CultureBooks Cultural Production Of Girlhood Through Young Adult Novels 

Cultural Production Of Girlhood Through Young Adult Novels 

'Teen Girls' are a particularly impressionable demographic category, bombarded by media that influences their behaviour and actions to make them more palatable in an increasingly patriarchal society. 
» Editors Note: #MoodOfTheMonth for January 2025 is Gender And Literature. We invite submissions on this theme throughout the month until the 25th. If you would like to contribute, kindly refer to our submission guidelines and email your articles to shahinda@feminisminindia.com

Simone De Beauvoir observed a century earlier that womanhood is not being but becoming. With the passage of time, this process of ‘becoming‘ has mutated in several ways, so as to keep up with contemporaneity. It is a rigorous one, which begins right from the time a daughter is born, catching up to shackle their little feet long before they learn to walk. Sisters and brothers neither play with the same toys nor dress in like colours. Such conditioning from childhood fosters a blindness towards this lifelong process of ‘production of girlhood,’ which tightens its grip as a little girl continues to age.

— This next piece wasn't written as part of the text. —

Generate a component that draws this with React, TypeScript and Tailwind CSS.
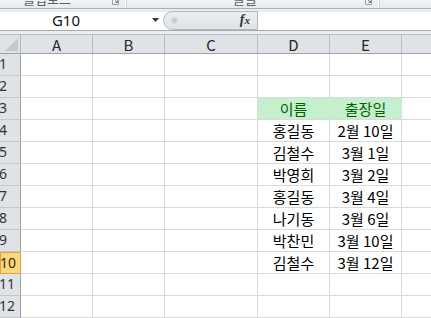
import { FC } from "react";

const cols = [
  { key: "A", w: "w-[72px]" },
  { key: "B", w: "w-[72px]" },
  { key: "C", w: "w-[93px]" },
  { key: "D", w: "w-[72px]" },
  { key: "E", w: "w-[72px]" },
];

const data: Record<number, [string, string]> = {
  4: ["홍길동", "2월 10일"],
  5: ["김철수", "3월 1일"],
  6: ["박영희", "3월 2일"],
  7: ["홍길동", "3월 4일"],
  8: ["나기동", "3월 6일"],
  9: ["박찬민", "3월 10일"],
  10: ["김철수", "3월 12일"],
};

const kr = "font-['Noto_Sans_CJK_KR','Noto_Sans',sans-serif]";

const Launcher: FC = () => (
  <svg width="7" height="5" viewBox="0 0 7 5" className="shrink-0">
    <path d="M0.5 0 V4.5 H6.5 V0" fill="none" stroke="#9aa1aa" strokeWidth="1" />
    <path d="M3 0 L5.5 2.5 M5.5 0.5 V2.5 H3.5" fill="none" stroke="#7d848d" strokeWidth="1" />
  </svg>
);

const Ribbon: FC = () => (
  <div className="h-[11px] flex bg-gradient-to-b from-[#f2f4f7] to-[#e6e9ed] border-b border-[#a9b0b9] overflow-hidden">
    <div className="w-[125px] flex items-start justify-between pl-[23px] pr-[6px]">
      <span className={`${kr} text-[13px] leading-[13px] -mt-[8px] text-[#5b6068]`}>클립보드</span>
      <Launcher />
    </div>
    <div className="w-[2px] bg-[#d3d7dc] border-l border-white" />
    <div className="w-[251px] flex items-start justify-between pl-[106px] pr-[6px]">
      <span className={`${kr} text-[13px] leading-[13px] -mt-[8px] text-[#5b6068]`}>글꼴</span>
      <Launcher />
    </div>
    <div className="w-[2px] bg-[#d3d7dc] border-l border-white" />
    <div className="flex-1" />
  </div>
);

const FormulaBar: FC = () => (
  <>
    <div className="h-[3px] bg-[#e9ecf0]" />
    <div className="h-[23px] flex bg-white border-b border-[#a5abb3]">
      <div className="w-[163px] flex items-center">
        <span className="w-[132px] text-center font-['Noto_Sans',sans-serif] text-[15px] leading-none text-[#111]">G10</span>
        <svg width="8" height="5" viewBox="0 0 8 5" className="ml-[20px]">
          <path d="M0 0 H7 L3.5 4 Z" fill="#333" />
        </svg>
      </div>
      <div className="w-[95px] flex items-center bg-gradient-to-b from-[#eceef1] to-[#dfe2e6] border-y border-l border-r border-[#b4bac2] rounded-l-[11px] -mt-px">
        <div className="ml-[7px] w-[7px] h-[7px] rounded-full bg-[#c9cdd3] border border-[#d9dde2]" />
        <span className="ml-auto mr-[7px] font-['Liberation_Serif',serif] italic font-bold text-[14px] leading-none text-[#333]">
          f<span className="text-[11px]">x</span>
        </span>
      </div>
      <div className="flex-1 bg-white" />
    </div>
    <div className="h-[4px] bg-[#e9ecf0]" />
  </>
);

const Corner: FC = () => (
  <div className="w-[21px] h-full shrink-0 border-r border-[#b3b8bf] flex items-end justify-end pb-[2px] pr-[2px]">
    <svg width="13" height="13" viewBox="0 0 13 13">
      <path d="M13 0 V13 H0 Z" fill="#c5c9cf" />
    </svg>
  </div>
);

const HeaderRow: FC = () => (
  <div className="h-[23px] flex bg-[#dfe2e7] border-t border-b border-[#b6bbc2] border-b-[#9ca2aa]">
    <Corner />
    {cols.map(c => (
      <div
        key={c.key}
        className={`${c.w} shrink-0 border-r border-[#b8bdc4] flex items-center justify-center ${kr} text-[15px] leading-none text-[#262626]`}
      >
        {c.key}
      </div>
    ))}
    <div className="flex-1" />
  </div>
);

const Row: FC<{ n: number }> = ({ n }) => {
  const selected = n === 10;
  const vals = data[n];
  const isHead = n === 3;
  return (
    <div className="h-[22px] flex shrink-0">
      <div
        className={`w-[21px] shrink-0 flex items-center font-['Noto_Sans',sans-serif] text-[14px] leading-none ${
          selected
            ? "bg-[#f9d77d] border border-[#e2a43e] text-[#3b2c12]"
            : "bg-[#dfe2e7] border-r border-b border-r-[#9ca2aa] border-b-[#c4c8ce] text-[#333]"
        }`}
      >
        <span className="-ml-[1px]">{n}</span>
      </div>
      {cols.map((c, i) => {
        let text = "";
        if (i === 3 && vals) text = vals[0];
        if (i === 4 && vals) text = vals[1];
        if (isHead && i === 3) text = "이름";
        if (isHead && i === 4) text = "출장일";
        const green = isHead && (i === 3 || i === 4);
        return (
          <div
            key={c.key}
            className={`${c.w} shrink-0 border-r border-b border-[#d9d9d9] flex items-center justify-center ${kr} text-[15px] leading-none ${
              green ? "bg-[#c6efce] text-[#006100] border-r-[#c6efce]" : "bg-white text-black"
            }`}
          >
            {text}
          </div>
        );
      })}
      <div className="flex-1 border-b border-[#d9d9d9] bg-white" />
    </div>
  );
};

export default function App() {
  return (
    <div className="w-[431px] h-[318px] overflow-hidden bg-white flex flex-col">
      <Ribbon />
      <FormulaBar />
      <HeaderRow />
      {Array.from({ length: 12 }).map((_, i) => (
        <Row key={i} n={i + 1} />
      ))}
    </div>
  );
}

Adolescence becomes a crucial preparatory period for this little girl’s final and sure emergence into the structures erected by the patriarchy.‘Teen Girls‘ are a particularly impressionable demographic category, bombarded by media that influences their behaviour and actions to make them more palatable in an increasingly patriarchal society. 

Young Adult novels are crucial examples of this phenomenon. The genre of Young Adult literature, widely read by teens everywhere for its lucidity and relatability, vividly affects the ways in which its readers engage with the world around them. Primarily consisting of male writers, the (male) protagonists in these books (such as those written by John Green) are accompanied in their coming-of-age process by memorable and exceptional female characters, constructed according to the stereotype of the Manic Pixie Dream Girl. These were exceptionally talented, memorable, and vivacious young women. They seized everything life had to offer them. Every moment spent with them was a riot, every conversation an enlightenment. 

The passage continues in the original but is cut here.